Last year at this time, the White Sox were using a six man rotation with Mark Buehrle, Gavin Floyd, John Danks, Phil Humber, Edwin Jackson and Jake Peavy. It didn’t work very well, as certain guys faltered down the stretch, partly causing the Sox to fall short of the postseason and causing me to hate the idea of using six starting pitchers.
However, that was 2011. This is 2012, and I believe that given the current structure of the starting staff, rolling with a six man rotation would be the best course of action for the White Sox,
This is coming from a guy who during this off-season said that he’d “never be a fan” of the six man rotation. My premise behind that statement was that starting pitchers, like most types and probably more than any type of baseball player, are creatures of habit. They have a routine that tells them what exactly to do on each day of rest between starts; all the way down from throwing, to exercising, to icing and to conditioning. This is true from the MLB all the way down to the lower levels of college baseball: pitchers have routines, and they do not like to get away from them.
However, the typical pitching staff doesn’t have two guys who are certain to smash their professional career highs in innings pitched (Sale and Quintana), two guys who are coming off of injury within the past month or two (Floyd and Humber) and one guy who has been baseball’s guinea pig while playing with a surgically repaired detached lat muscle (Peavy).

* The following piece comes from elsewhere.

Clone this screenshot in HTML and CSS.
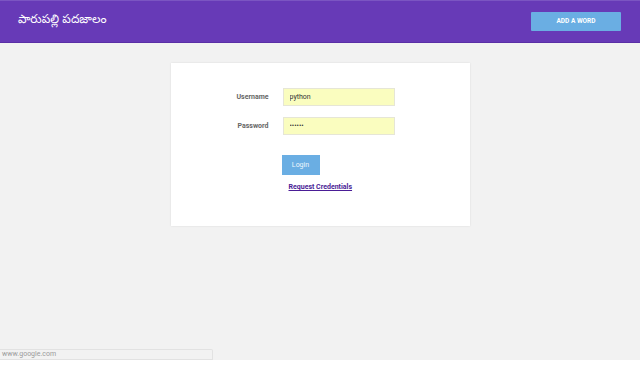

So, when you take a step back and take a look at the White Sox pitching staff, there’s only one guy where the risk of straying away from a routine does not outweigh the reward of extra rest. That’s Francisco Liriano, a man who is new to the organization, so I wouldn’t expect a man trying to make a good impression on a new coaching staff to put up any sort of fuss about any personnel decisions (and he’s been, by all accounts, a good clubhouse guy throughout his career).
All of that is why that in this particular case, a six man rotation is what the White Sox should choose to put into action. In most other cases, it might be a bad idea, but the combination of young pitchers and pitchers with recent injuries makes this one of the few scenarios where the rest outweighs the strict routines.
There is one more problem to be addressed though with a six man rotation: the bullpen. One more starter in the rotation means one less bullpen arm, and unless Robin Ventura decides to do what pretty much no one does and carry 13 pitchers, the bullpen is going to be short-handed for the duration of the six man rotation.
The option will always be there to use the starter whose turn it is to throw a bullpen session to be available for an inning of relief. I am not a fan of this idea, as bullpens are also used to work on and refine things between starts, not just to go on a mound and throw. So, with that aside, it means that the White Sox would pretty much be banking on not really having to use a long-relief man, as throwing someone like Nate Jones three or four innings in a game puts him out for more than a couple of days.
With all of that said, it looks like this six man rotation is what the Sox plan to employ. It’s a risk in a lot of different ways, but no one has ever argued that this rotation doesn’t have talent. They certainly have showed that they are the kind of pitchers that can pitch good games under a lot of different circumstances, and I think that’s a big reason why the White Sox, along with myself, believe this idea can work.